I didn’t go to 10, but I know I could. This is not to erase the very really suffering that electing him will lead to. I saw a tweet where someone was replying to the notion, Well, Queer people survived Reagan with the rejoinder that, No, quite, famously, many, many did not.
I’m not interested in sugarcoating that something bad happened. And I’m not going to tell anyone, myself, included to turn away from moments of joy and feelings of love when they make themselves known. For the first 48 hours after the election, I coped by eating lots of babka with my hands like a little raccoon, and I drank almost no water. It wasn’t great and by Thursday night my stomach hurt. It wasn’t the best coping mechanism.
I also turned off the news for a few days. I will avoid hearing his voice as long as I can. My goal is for at least 4 years. On Friday, I made pasta with kale sauce because I really, really needed something green. I drank more water. I don’t care that I didn’t eat vegetables for two days, I really don’t. I’m glad I am eating them now.
I mentioned psychic armor earlier in this post. Making a mental list of joy helped me repair my armor a little bit even if the patchwork job isn’t the best. I was never good at sewing anyhow. Countries may be stuck with the army they have when they go to war but we aren’t. (Suck it, Rumsfeld!) We can repair or invest in our physic armor, whether it’s being with people we love or going on a roller coaster and screaming for catharsis. (Yes, I am headed to the Santa Monica Pier to do just that.)

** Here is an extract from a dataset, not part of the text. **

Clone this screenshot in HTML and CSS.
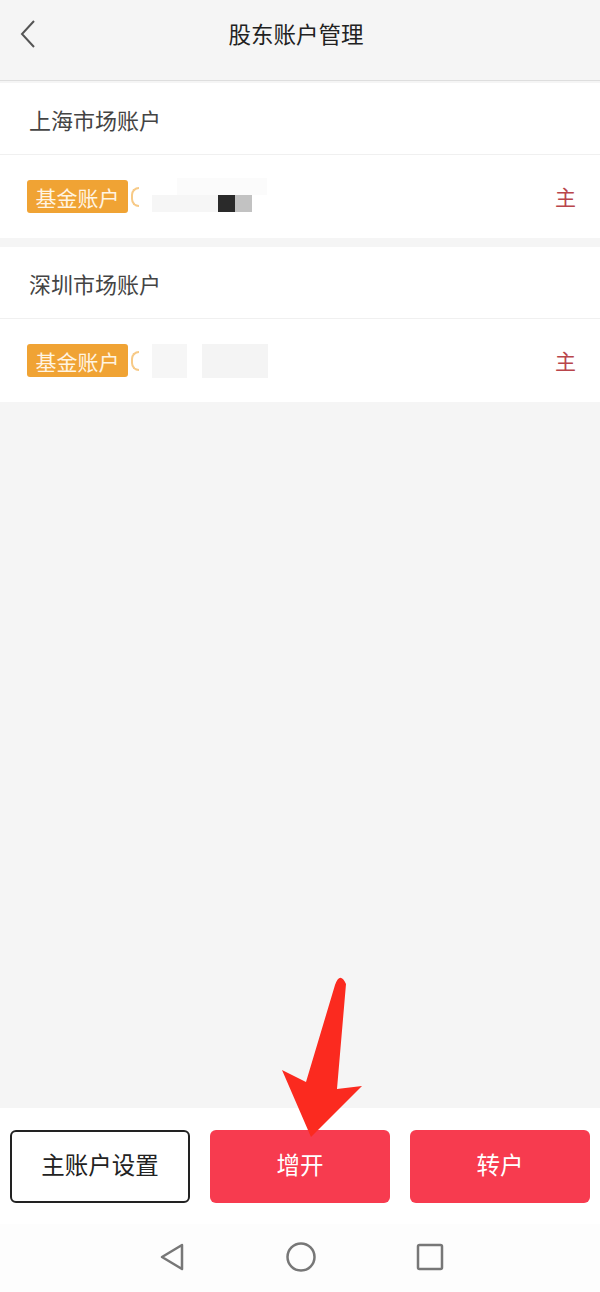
FILE: index.html
```html
<!DOCTYPE html>
<html lang="zh-CN">
<head>
    <meta charset="UTF-8">
    <title>股东账户管理</title>
    <link rel="stylesheet" href="styles.css">
</head>
<body>
    <div class="page">
        <div class="top-bar">
            <svg class="back-icon" width="18" height="30" viewBox="0 0 18 30">
                <path d="M15 2 L3 15 L15 28" fill="none" stroke="#555" stroke-width="2"/>
            </svg>
            <h1>股东账户管理</h1>
        </div>

        <div class="market">
            <div class="market-title">上海市场账户</div>
            <div class="account-row">
                <span class="badge">基金账户</span>
                <span class="bracket"></span>
                <div class="masked">
                    <span class="blur blur-top"></span>
                    <span class="blur blur-low"></span>
                    <span class="pix pix-dark"></span>
                    <span class="pix pix-grey"></span>
                </div>
                <span class="main-tag">主</span>
            </div>
        </div>

        <div class="market">
            <div class="market-title">深圳市场账户</div>
            <div class="account-row">
                <span class="badge">基金账户</span>
                <span class="bracket"></span>
                <div class="masked">
                    <span class="blur blur-a"></span>
                    <span class="blur blur-b"></span>
                </div>
                <span class="main-tag">主</span>
            </div>
        </div>

        <div class="filler"></div>

        <div class="actions">
            <button class="btn btn-outline">主账户设置</button>
            <button class="btn btn-red">增开</button>
            <button class="btn btn-red">转户</button>
        </div>

        <div class="nav-bar">
            <svg width="28" height="30" viewBox="0 0 28 30">
                <path d="M24 3 L4 15 L24 27 Z" fill="none" stroke="#777" stroke-width="2.5" stroke-linejoin="round"/>
            </svg>
            <svg width="32" height="32" viewBox="0 0 32 32">
                <circle cx="16" cy="16" r="13.5" fill="none" stroke="#777" stroke-width="2.5"/>
            </svg>
            <svg width="28" height="28" viewBox="0 0 28 28">
                <rect x="2" y="2" width="24" height="24" rx="1.5" fill="none" stroke="#777" stroke-width="2.5"/>
            </svg>
        </div>

        <!-- red annotation arrow drawn over the screenshot -->
        <svg class="arrow" width="600" height="1292" viewBox="0 0 600 1292">
            <path d="M335 985 Q340 971 346 984 L337 1089 L362 1086 L311 1137 L282 1070 L306 1082 Z" fill="#fb2a1f"/>
        </svg>
    </div>
</body>
</html>
```

FILE: styles.css
```css
body {
    margin: 0;
    padding: 0;
    font-family: "Noto Sans CJK SC", "Noto Sans", sans-serif;
    background-color: #f5f5f5;
}

.page {
    position: relative;
    width: 600px;
    height: 1292px;
    display: flex;
    flex-direction: column;
    overflow: hidden;
}

.top-bar {
    position: relative;
    height: 81px;
    flex-shrink: 0;
    background-color: #f5f5f5;
    border-bottom: 1px solid #dedede;
    display: flex;
    align-items: center;
    justify-content: center;
    box-sizing: border-box;
    padding: 0 8px 13px 0;
}

.top-bar h1 {
    margin: 0;
    font-size: 22.5px;
    font-weight: normal;
    line-height: 1;
    color: #222;
}

.back-icon {
    position: absolute;
    left: 19px;
    top: 19px;
}

.market {
    background-color: #fff;
    margin-top: 2px;
}

.market + .market {
    margin-top: 9px;
}

.market-title {
    height: 71px;
    padding-left: 29px;
    display: flex;
    align-items: center;
    font-size: 22px;
    color: #444;
    border-bottom: 1px solid #f0f0f0;
}

.account-row {
    height: 83px;
    padding: 0 24px 0 27px;
    display: flex;
    align-items: center;
}

.badge {
    width: 101px;
    height: 33px;
    display: flex;
    align-items: center;
    justify-content: center;
    background-color: #f0a334;
    color: #fff4e2;
    font-size: 21px;
    border-radius: 3px;
}

.bracket {
    width: 6px;
    height: 16px;
    margin-left: 3px;
    border: 2px solid #f5b455;
    border-right: none;
    border-radius: 10px 0 0 10px;
    opacity: 0.7;
}

.masked {
    position: relative;
    width: 120px;
    height: 34px;
    margin-left: 13px;
    flex: 1;
}

.blur {
    position: absolute;
    background-color: #f6f6f6;
}

.blur-top {
    left: 25px;
    top: -2px;
    width: 90px;
    height: 17px;
    background-color: #fbfbfb;
}

.blur-low {
    left: 0;
    top: 15px;
    width: 66px;
    height: 17px;
}

.pix {
    position: absolute;
    top: 15px;
    width: 17px;
    height: 17px;
}

.pix-dark {
    left: 66px;
    background-color: #2a2a2a;
}

.pix-grey {
    left: 83px;
    background-color: #c2c2c2;
}

.blur-a {
    left: 0;
    top: 0;
    width: 35px;
    height: 34px;
}

.blur-b {
    left: 50px;
    top: 0;
    width: 66px;
    height: 34px;
    background-color: #f4f4f4;
}

.main-tag {
    font-size: 21px;
    color: #b9454b;
    padding-bottom: 2px;
}

.filler {
    flex: 1;
    background-color: #f5f5f5;
}

.actions {
    background-color: #fff;
    padding: 22px 10px 21px;
    display: flex;
    gap: 20px;
}

.btn {
    width: 180px;
    height: 73px;
    padding: 0 0 6px;
    font-family: "Noto Sans CJK SC", "Noto Sans", sans-serif;
    font-size: 23.5px;
    border-radius: 6px;
    cursor: pointer;
}

.btn-outline {
    background-color: #fff;
    color: #222;
    border: 2px solid #222;
}

.btn-red {
    background-color: #f73b4f;
    color: #fff;
    border: none;
}

.nav-bar {
    height: 66px;
    background-color: #fdfdfd;
    display: flex;
    align-items: center;
    justify-content: center;
    gap: 99px;
    padding: 0 0 2px 2px;
}

.arrow {
    position: absolute;
    left: 0;
    top: 0;
    pointer-events: none;
}
```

I don’t know what Bisexual Erasure Book Club is going to be exactly. I’m aiming for millennial musings and room temperature takes and to post weekly. I hope there won’t be too many typos. I chose the title because I’m a bisexual woman in a heteronormative relationship, I love reading, and it has a nice ring to it.
From my mother, context clues, and general culture, I know book clubs are places where friends gather to talk about a book they’ve read. Or where they go to drink, book be damned. Either way, they get together.
If you need me. I will be here. At my Bisexual Erasure Book Club.